↓↓↓

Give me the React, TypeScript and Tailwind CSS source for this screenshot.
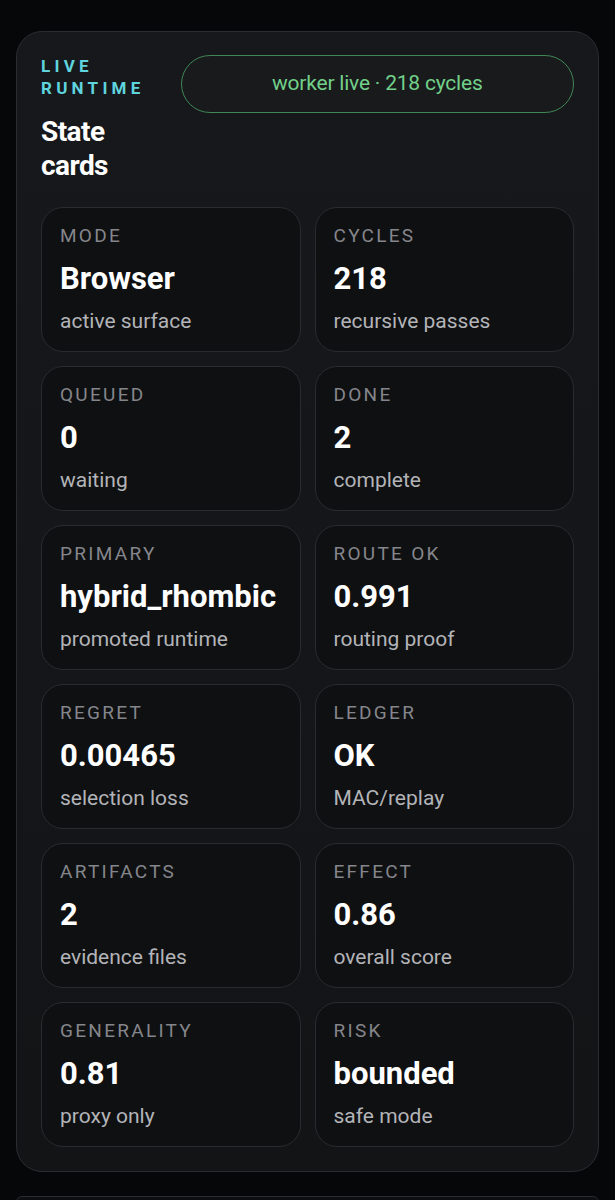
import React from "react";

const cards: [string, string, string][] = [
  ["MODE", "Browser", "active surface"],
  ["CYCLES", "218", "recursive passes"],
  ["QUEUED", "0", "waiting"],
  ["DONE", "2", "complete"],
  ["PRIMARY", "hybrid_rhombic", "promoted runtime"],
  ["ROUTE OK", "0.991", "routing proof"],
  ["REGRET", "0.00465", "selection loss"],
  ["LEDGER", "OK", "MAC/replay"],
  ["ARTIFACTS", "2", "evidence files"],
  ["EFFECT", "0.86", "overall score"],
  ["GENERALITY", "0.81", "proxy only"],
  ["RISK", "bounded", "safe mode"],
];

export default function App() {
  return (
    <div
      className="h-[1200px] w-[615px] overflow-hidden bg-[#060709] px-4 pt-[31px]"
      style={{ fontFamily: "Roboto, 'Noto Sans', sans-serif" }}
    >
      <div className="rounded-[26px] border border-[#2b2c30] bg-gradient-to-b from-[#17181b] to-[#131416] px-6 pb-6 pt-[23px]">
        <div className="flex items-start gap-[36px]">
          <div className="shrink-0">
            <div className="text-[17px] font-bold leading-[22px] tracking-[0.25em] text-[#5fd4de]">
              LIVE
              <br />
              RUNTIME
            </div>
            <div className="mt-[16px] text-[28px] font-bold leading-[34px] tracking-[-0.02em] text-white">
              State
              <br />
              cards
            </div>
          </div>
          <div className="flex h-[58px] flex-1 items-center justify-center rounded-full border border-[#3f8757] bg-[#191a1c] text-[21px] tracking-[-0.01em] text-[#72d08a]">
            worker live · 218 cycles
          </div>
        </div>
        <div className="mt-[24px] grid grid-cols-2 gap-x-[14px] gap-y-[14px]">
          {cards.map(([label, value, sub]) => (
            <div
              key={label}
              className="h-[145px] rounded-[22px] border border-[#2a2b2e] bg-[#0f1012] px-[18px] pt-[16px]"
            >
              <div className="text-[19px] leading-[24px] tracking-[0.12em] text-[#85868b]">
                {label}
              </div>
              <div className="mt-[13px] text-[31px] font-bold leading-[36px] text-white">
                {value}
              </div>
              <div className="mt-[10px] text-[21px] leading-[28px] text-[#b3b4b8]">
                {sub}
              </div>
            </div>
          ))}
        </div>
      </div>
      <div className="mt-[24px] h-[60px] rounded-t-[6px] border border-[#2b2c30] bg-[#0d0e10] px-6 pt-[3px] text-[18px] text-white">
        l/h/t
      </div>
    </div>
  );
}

↑↑↑

WRITTEN INSTRUCTION: Quote, exactly and only, the lines from the first line of the data above through the line containing "import React from". The pictures do not belong in it.

SOLUTION TO THIS EXERCISE:
Give me the React, TypeScript and Tailwind CSS source for this screenshot.
import React from "react";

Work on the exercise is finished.